Come un relitto trasportato dalla corrente, Kaspar Hauser si spiaggia sulla battigia di un’isola. Biondo, smilzo, munito di cuffie e con il suo nome tatuato sul petto nudo in nitide lettere maiuscole, il naufrago semincosciente viene raccolto a riva dallo Sceriffo che, profeticamente, attendeva la sua venuta. Ingabbiato ed esposto come un animale, nutrito solo con pane e acqua, il ragazzo è inizialmente scambiato per un Santo, un Re o, addirittura, la reincarnazione stessa del Cristo. La gente pretende risposte da lui, magari anche un miracolo, ma Kaspar sa solo ripetere reiteratamente il suo nome e ballare a suon di musica elettronica, sparata a tutto volume nelle sue orecchie dalle sue inseparabili cuffie. Ma da idolo a impostore il passaggio è breve: l’indifeso ragazzo viene tacciato di essere un imbroglione, un truffatore e un traditore. La gente si fa scherno di lui: la parabola di Kaspar Hauser culmina così in un tragico quanto assurdo finale.
Il regista milanese Davide Manuli prende tra le mani la vera storia relativa a Kaspar Hauser, (“il fanciullo d’Europa” vissuto in isolamento dalla nascita e comparso improvvisamente nell’800 a Norimberga senza cognizioni linguistiche né spaziali), trasponendola in tutto il suo non-senso. Da Essere puro, infatti, il giovane diventa vittima del Sistema che gli impone i suoi obblighi omologanti: è, ad esempio, costretto a vestire con una tuta Adidas che diventa la sua divisa. Inoltre, Kaspar, ridotto ad essere una merce esposta, diventa una marionetta, un pagliaccio, un giullare danzante per il mero sollazzo della gente.
La vicenda assume i caratteri di universalità, grazie alla precisa scelta di Manuli di dislocare nel tempo e nello spazio la narrazione. Immediatamente, infatti, subito dopo i titoli di testa, vengono date le seguenti coordinate: “Isola. Anno zero. Luogo X. Mare Y.” La scenografia, comunque, è data dal paesaggio brullo ed essenziale della Sardegna, regione colta nei suoi anfratti meno conosciuti e, decisamente, meno reclamizzati.
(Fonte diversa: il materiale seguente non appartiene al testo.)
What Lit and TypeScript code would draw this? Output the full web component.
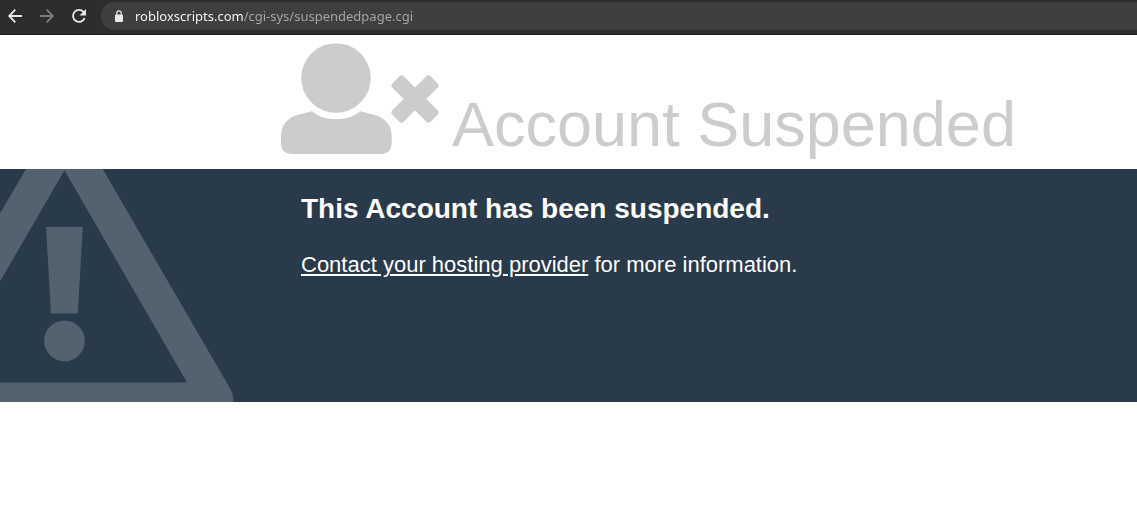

La scelta di far interpretare il personaggio principale da una donna (la bravissima Silvia Calderoni), è giustificata dalla volontà di Manuli di rendere ambigua e, al tempo stesso, misteriosa la figura di Kaspar Hauser, facendone quasi una mitica creatura ermafrodita. L’interpretazione perfetta della Calderoni rende subito empatico il personaggio di Kaspar che, prima osannato e poi vessato, suscita pietà soprattutto nelle scene in cui viene aggredito e in cui reagisce, impotente, con crisi epilettiche. L’ottimo cast è, inoltre, formato da personaggi al limite dell’assurdo, vestiti con costumi stereotipati: abbiamo, infatti, la Duchessa interpretata da una brava Claudia Gerini, il Prete impersonato da Fabrizio Gifuni, Elisa Sednaoui nei panni della Prostituta e, infine, l’attore-artista Vincent Gallo nel duplice ruolo di Sceriffo e Pusher.
Visivamente potente, a tratti ipnotico, La leggenda di Kaspar Hauser è una vera esperienza sensoriale, merito anche della colonna sonora di Vitalic, che per il protagonista rappresenta quasi una forma di resistenza al Sistema, nonché l’essenza stessa di cui è fatto.